■ Work to do
Repeat the whole listing below, word for word.

──────────────────────────────

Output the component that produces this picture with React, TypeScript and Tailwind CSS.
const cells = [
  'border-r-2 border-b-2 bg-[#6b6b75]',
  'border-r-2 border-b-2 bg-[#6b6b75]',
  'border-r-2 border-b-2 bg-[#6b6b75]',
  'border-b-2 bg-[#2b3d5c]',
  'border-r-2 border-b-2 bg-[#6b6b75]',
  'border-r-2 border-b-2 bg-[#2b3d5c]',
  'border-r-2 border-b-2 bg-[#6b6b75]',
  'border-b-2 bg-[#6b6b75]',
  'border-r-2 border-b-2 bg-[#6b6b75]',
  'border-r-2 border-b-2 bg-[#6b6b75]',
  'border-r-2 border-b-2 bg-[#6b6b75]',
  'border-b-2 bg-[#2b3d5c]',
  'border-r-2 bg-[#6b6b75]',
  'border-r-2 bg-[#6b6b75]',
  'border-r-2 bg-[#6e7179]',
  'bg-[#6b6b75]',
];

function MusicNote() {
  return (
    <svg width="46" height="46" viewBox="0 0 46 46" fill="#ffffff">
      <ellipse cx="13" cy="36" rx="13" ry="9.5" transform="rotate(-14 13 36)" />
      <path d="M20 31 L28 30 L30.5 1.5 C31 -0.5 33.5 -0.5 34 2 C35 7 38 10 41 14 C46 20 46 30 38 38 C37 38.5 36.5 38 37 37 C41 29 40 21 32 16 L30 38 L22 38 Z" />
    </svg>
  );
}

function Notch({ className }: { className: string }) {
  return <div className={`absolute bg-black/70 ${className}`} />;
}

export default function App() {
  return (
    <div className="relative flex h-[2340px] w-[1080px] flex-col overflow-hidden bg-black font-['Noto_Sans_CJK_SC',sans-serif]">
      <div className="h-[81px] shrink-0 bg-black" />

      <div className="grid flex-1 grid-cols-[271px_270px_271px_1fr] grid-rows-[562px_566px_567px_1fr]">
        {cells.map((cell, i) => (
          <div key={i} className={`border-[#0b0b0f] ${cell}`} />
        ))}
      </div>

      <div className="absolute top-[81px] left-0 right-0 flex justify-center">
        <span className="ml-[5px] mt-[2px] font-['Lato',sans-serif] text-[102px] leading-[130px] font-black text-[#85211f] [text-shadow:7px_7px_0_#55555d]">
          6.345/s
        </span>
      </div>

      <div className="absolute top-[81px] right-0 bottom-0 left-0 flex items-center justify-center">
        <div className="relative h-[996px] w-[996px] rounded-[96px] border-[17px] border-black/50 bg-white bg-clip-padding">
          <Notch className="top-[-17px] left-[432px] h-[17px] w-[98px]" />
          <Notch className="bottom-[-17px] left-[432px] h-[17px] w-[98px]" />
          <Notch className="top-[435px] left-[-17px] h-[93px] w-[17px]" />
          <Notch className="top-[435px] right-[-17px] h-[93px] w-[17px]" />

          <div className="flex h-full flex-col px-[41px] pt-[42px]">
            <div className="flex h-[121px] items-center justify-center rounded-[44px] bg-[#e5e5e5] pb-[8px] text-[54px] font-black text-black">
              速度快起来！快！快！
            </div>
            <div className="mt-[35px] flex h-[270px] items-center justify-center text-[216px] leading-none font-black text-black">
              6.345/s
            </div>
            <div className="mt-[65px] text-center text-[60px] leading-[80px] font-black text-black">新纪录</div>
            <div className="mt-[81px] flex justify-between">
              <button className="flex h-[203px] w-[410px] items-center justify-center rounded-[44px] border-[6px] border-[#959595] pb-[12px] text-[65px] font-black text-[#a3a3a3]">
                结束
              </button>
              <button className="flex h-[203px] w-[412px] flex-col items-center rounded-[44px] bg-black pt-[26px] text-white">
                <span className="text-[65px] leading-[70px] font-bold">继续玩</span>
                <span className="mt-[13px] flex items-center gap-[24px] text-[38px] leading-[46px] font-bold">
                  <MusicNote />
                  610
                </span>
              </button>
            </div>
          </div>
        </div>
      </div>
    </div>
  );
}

──────────────────────────────

■ Solution to this problem
Output the component that produces this picture with React, TypeScript and Tailwind CSS.
const cells = [
  'border-r-2 border-b-2 bg-[#6b6b75]',
  'border-r-2 border-b-2 bg-[#6b6b75]',
  'border-r-2 border-b-2 bg-[#6b6b75]',
  'border-b-2 bg-[#2b3d5c]',
  'border-r-2 border-b-2 bg-[#6b6b75]',
  'border-r-2 border-b-2 bg-[#2b3d5c]',
  'border-r-2 border-b-2 bg-[#6b6b75]',
  'border-b-2 bg-[#6b6b75]',
  'border-r-2 border-b-2 bg-[#6b6b75]',
  'border-r-2 border-b-2 bg-[#6b6b75]',
  'border-r-2 border-b-2 bg-[#6b6b75]',
  'border-b-2 bg-[#2b3d5c]',
  'border-r-2 bg-[#6b6b75]',
  'border-r-2 bg-[#6b6b75]',
  'border-r-2 bg-[#6e7179]',
  'bg-[#6b6b75]',
];

function MusicNote() {
  return (
    <svg width="46" height="46" viewBox="0 0 46 46" fill="#ffffff">
      <ellipse cx="13" cy="36" rx="13" ry="9.5" transform="rotate(-14 13 36)" />
      <path d="M20 31 L28 30 L30.5 1.5 C31 -0.5 33.5 -0.5 34 2 C35 7 38 10 41 14 C46 20 46 30 38 38 C37 38.5 36.5 38 37 37 C41 29 40 21 32 16 L30 38 L22 38 Z" />
    </svg>
  );
}

function Notch({ className }: { className: string }) {
  return <div className={`absolute bg-black/70 ${className}`} />;
}

export default function App() {
  return (
    <div className="relative flex h-[2340px] w-[1080px] flex-col overflow-hidden bg-black font-['Noto_Sans_CJK_SC',sans-serif]">
      <div className="h-[81px] shrink-0 bg-black" />

      <div className="grid flex-1 grid-cols-[271px_270px_271px_1fr] grid-rows-[562px_566px_567px_1fr]">
        {cells.map((cell, i) => (
          <div key={i} className={`border-[#0b0b0f] ${cell}`} />
        ))}
      </div>

      <div className="absolute top-[81px] left-0 right-0 flex justify-center">
        <span className="ml-[5px] mt-[2px] font-['Lato',sans-serif] text-[102px] leading-[130px] font-black text-[#85211f] [text-shadow:7px_7px_0_#55555d]">
          6.345/s
        </span>
      </div>

      <div className="absolute top-[81px] right-0 bottom-0 left-0 flex items-center justify-center">
        <div className="relative h-[996px] w-[996px] rounded-[96px] border-[17px] border-black/50 bg-white bg-clip-padding">
          <Notch className="top-[-17px] left-[432px] h-[17px] w-[98px]" />
          <Notch className="bottom-[-17px] left-[432px] h-[17px] w-[98px]" />
          <Notch className="top-[435px] left-[-17px] h-[93px] w-[17px]" />
          <Notch className="top-[435px] right-[-17px] h-[93px] w-[17px]" />

          <div className="flex h-full flex-col px-[41px] pt-[42px]">
            <div className="flex h-[121px] items-center justify-center rounded-[44px] bg-[#e5e5e5] pb-[8px] text-[54px] font-black text-black">
              速度快起来！快！快！
            </div>
            <div className="mt-[35px] flex h-[270px] items-center justify-center text-[216px] leading-none font-black text-black">
              6.345/s
            </div>
            <div className="mt-[65px] text-center text-[60px] leading-[80px] font-black text-black">新纪录</div>
            <div className="mt-[81px] flex justify-between">
              <button className="flex h-[203px] w-[410px] items-center justify-center rounded-[44px] border-[6px] border-[#959595] pb-[12px] text-[65px] font-black text-[#a3a3a3]">
                结束
              </button>
              <button className="flex h-[203px] w-[412px] flex-col items-center rounded-[44px] bg-black pt-[26px] text-white">
                <span className="text-[65px] leading-[70px] font-bold">继续玩</span>
                <span className="mt-[13px] flex items-center gap-[24px] text-[38px] leading-[46px] font-bold">
                  <MusicNote />
                  610
                </span>
              </button>
            </div>
          </div>
        </div>
      </div>
    </div>
  );
}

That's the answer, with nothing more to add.